住宅の値段は?そして誰が住んでいるのか?

 一般的に、ガレージ住宅は長期的―少なくとも1シーズン以上貸し出される。とはいえ、観光客向けに週末1日だけ貸し出す場合もある。

 エヴゲーニヤさんは、「ちなみに、ここでは貸せるものはなんでも貸し出しています。需要があれば、にわとり小屋さえも貸してもらえます。とくに海のすぐ近くにあれば、本当になんでも借りることができます」と書いている。

 しかも、こうした住宅の値段はけして安くはなく、同じくらいの面積のアパートと変わらないほどの値段であることもある。たとえば、このようなガレージの一室(1階)を購入するには150万ルーブル(およそ220万円)。2階分、3階分となると、600万ルーブルから1,000万ルーブル(およそ900万円〜1,500万円)にもなる。

 ここに住んでいるのは、他の都市、他の地域からやってきた人々、出稼ぎ労働者、学生、お金のない観光客、あるいは数年で「海辺のペントハウス」を作りあげることに成功したガレージの所有者自身である。

「すべて吹き飛んでしまうかもしれない」 

 ファヴェーラでは犯罪はそれほど横行していないものの、住居登録のない人々が暮らしていることから、「グレーゾーン」と化している。ソチ内務省のアレクサンドル・ルノフ広報部長は、ファヴェーラでは警察の立ち入り捜査が定期的に行われていると述べている。「いわゆる「ゴムの部屋」(1部屋に一般的には不法に10〜20人が住んでいる)があるのは有名です。また犯罪者の巣窟が発見されることもあります。また中央アジア諸国から来ている出稼ぎ労働者たちの溜まり場になっていることもあります。そのような人が、ガレージを住宅として貸し出しているオーナーから物を盗むということ事件もあります」。

 またファヴェーラは地元の住民たちにも懸念を呼んでいる。
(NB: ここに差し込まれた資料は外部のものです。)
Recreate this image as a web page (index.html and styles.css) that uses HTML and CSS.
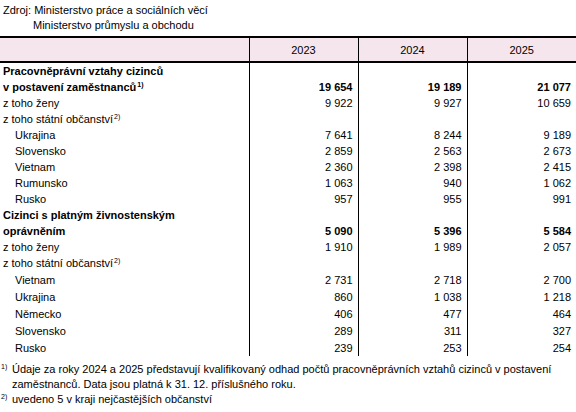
FILE: index.html
```html
<!DOCTYPE html>
<html lang="cs">
<head>
    <meta charset="UTF-8">
    <title>Cizinci na trhu práce</title>
    <link rel="stylesheet" href="styles.css">
</head>
<body>

<div class="source">
    <p>Zdroj: Ministerstvo práce a sociálních věcí</p>
    <p class="indent">Ministerstvo průmyslu a obchodu</p>
</div>

<table class="data">
    <colgroup>
        <col class="c-label">
        <col class="c-num">
        <col class="c-num">
        <col class="c-num">
    </colgroup>
    <thead>
        <tr>
            <th></th>
            <th>2023</th>
            <th>2024</th>
            <th>2025</th>
        </tr>
    </thead>
    <tbody>
        <tr class="total">
            <td class="label">Pracovněprávní vztahy cizinců<br>v postavení zaměstnanců<sup>1)</sup></td>
            <td>19 654</td>
            <td>19 189</td>
            <td>21 077</td>
        </tr>
        <tr>
            <td class="label">z toho ženy</td>
            <td>9 922</td>
            <td>9 927</td>
            <td>10 659</td>
        </tr>
        <tr>
            <td class="label">z toho státní občanství<sup>2)</sup></td>
            <td></td>
            <td></td>
            <td></td>
        </tr>
        <tr>
            <td class="label sub">Ukrajina</td>
            <td>7 641</td>
            <td>8 244</td>
            <td>9 189</td>
        </tr>
        <tr>
            <td class="label sub">Slovensko</td>
            <td>2 859</td>
            <td>2 563</td>
            <td>2 673</td>
        </tr>
        <tr>
            <td class="label sub">Vietnam</td>
            <td>2 360</td>
            <td>2 398</td>
            <td>2 415</td>
        </tr>
        <tr>
            <td class="label sub">Rumunsko</td>
            <td>1 063</td>
            <td>940</td>
            <td>1 062</td>
        </tr>
        <tr>
            <td class="label sub">Rusko</td>
            <td>957</td>
            <td>955</td>
            <td>991</td>
        </tr>
        <tr class="total">
            <td class="label">Cizinci s platným živnostenským<br>oprávněním</td>
            <td>5 090</td>
            <td>5 396</td>
            <td>5 584</td>
        </tr>
        <tr>
            <td class="label">z toho ženy</td>
            <td>1 910</td>
            <td>1 989</td>
            <td>2 057</td>
        </tr>
        <tr>
            <td class="label">z toho státní občanství<sup>2)</sup></td>
            <td></td>
            <td></td>
            <td></td>
        </tr>
        <tr class="tall">
            <td class="label sub">Vietnam</td>
            <td>2 731</td>
            <td>2 718</td>
            <td>2 700</td>
        </tr>
        <tr class="tall">
            <td class="label sub">Ukrajina</td>
            <td>860</td>
            <td>1 038</td>
            <td>1 218</td>
        </tr>
        <tr class="tall">
            <td class="label sub">Německo</td>
            <td>406</td>
            <td>477</td>
            <td>464</td>
        </tr>
        <tr class="tall">
            <td class="label sub">Slovensko</td>
            <td>289</td>
            <td>311</td>
            <td>327</td>
        </tr>
        <tr class="tall">
            <td class="label sub">Rusko</td>
            <td>239</td>
            <td>253</td>
            <td>254</td>
        </tr>
    </tbody>
</table>

<div class="notes">
    <div class="note">
        <span class="mark">1)</span>
        <p>Údaje za roky 2024 a 2025 představují kvalifikovaný odhad počtů pracovněprávních vztahů cizinců v postavení zaměstnanců. Data jsou platná k 31. 12. příslušného roku.</p>
    </div>
    <div class="note">
        <span class="mark">2)</span>
        <p>uvedeno 5 v kraji nejčastějších občanství</p>
    </div>
</div>

</body>
</html>
```

FILE: styles.css
```css
* {
    padding: 0;
    margin: 0;
}
body {
    width: 576px;
    font-family: "Liberation Sans", Arial, sans-serif;
    font-size: 11px;
    color: #000;
    background: #fff;
}
sup {
    font-size: 7px;
    line-height: 0;
    vertical-align: 4px;
    margin-left: 1px;
}
.source {
    padding: 3px 0 0 3px;
    height: 33px;
    line-height: 15px;
}
.source .indent {
    padding-left: 30px;
}
.data {
    width: 576px;
    border-collapse: collapse;
    table-layout: fixed;
}
.data .c-label {
    width: 249px;
}
.data .c-num {
    width: 109px;
}
.data thead th {
    height: 23px;
    padding: 0;
    font-weight: normal;
    text-align: center;
    background: #f5e6ee;
    border-top: 2px solid #000;
    border-bottom: 2px solid #000;
    border-left: 1px solid #000;
}
.data thead th:first-child {
    border-left: none;
}
.data td {
    height: 16px;
    line-height: 16px;
    padding: 0 5px 0 0;
    text-align: right;
    vertical-align: bottom;
    white-space: nowrap;
    border-left: 1px solid #000;
}
.data td.label {
    text-align: left;
    padding-left: 3px;
    border-left: none;
}
.data td.sub {
    padding-left: 15px;
}
.data tr.total td {
    font-weight: bold;
}
.data tr.tall td {
    height: 17px;
}
.notes {
    padding-top: 6px;
    line-height: 15px;
}
.note {
    display: flex;
}
.note .mark {
    width: 11px;
    flex-shrink: 0;
    font-size: 7px;
    line-height: 9px;
    padding-left: 1px;
}
.note p {
    flex: 1;
    padding-right: 20px;
}
```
「ファヴェーラはもちろん、そこで作られているものはすべて、ありとあらゆる法や規定に違反するものであり、常識を覆すものです」と書いているのはDsmiollaCnewsさん。「あのような場所に住むのはただ危険なのではなく、きわめて危険なことです。地震が多発する地域の中にガスボンベを置いたりしているのですから。耐震検査など誰も一度もやったことがないのです。

 すべてが吹き飛んでしまう可能性があります。いつなんどき、崩壊したり、焼けてしまうかわかりません。しかも消火のための水もなく、建物への接近路もなく、作業するためのスペースもありません。当然、住居登録もできないため、年金の申請をしたり、郵便を受け取ったりすることもできないのです」。

 ソチ市は、このファヴェーラの問題をもう何十年も解決できずにいる。これらは個人の所有物であり、簡単に処分することはできない一方で、建物は本来の目的には使われていない。ファヴェーラの住人たちは、いつか、いわゆる「ガレージ大赦」が出され、ガレージを住居として登録できるようになる日がくるのを待っている。これに関する法案はすでに議会の第二読会を通過している。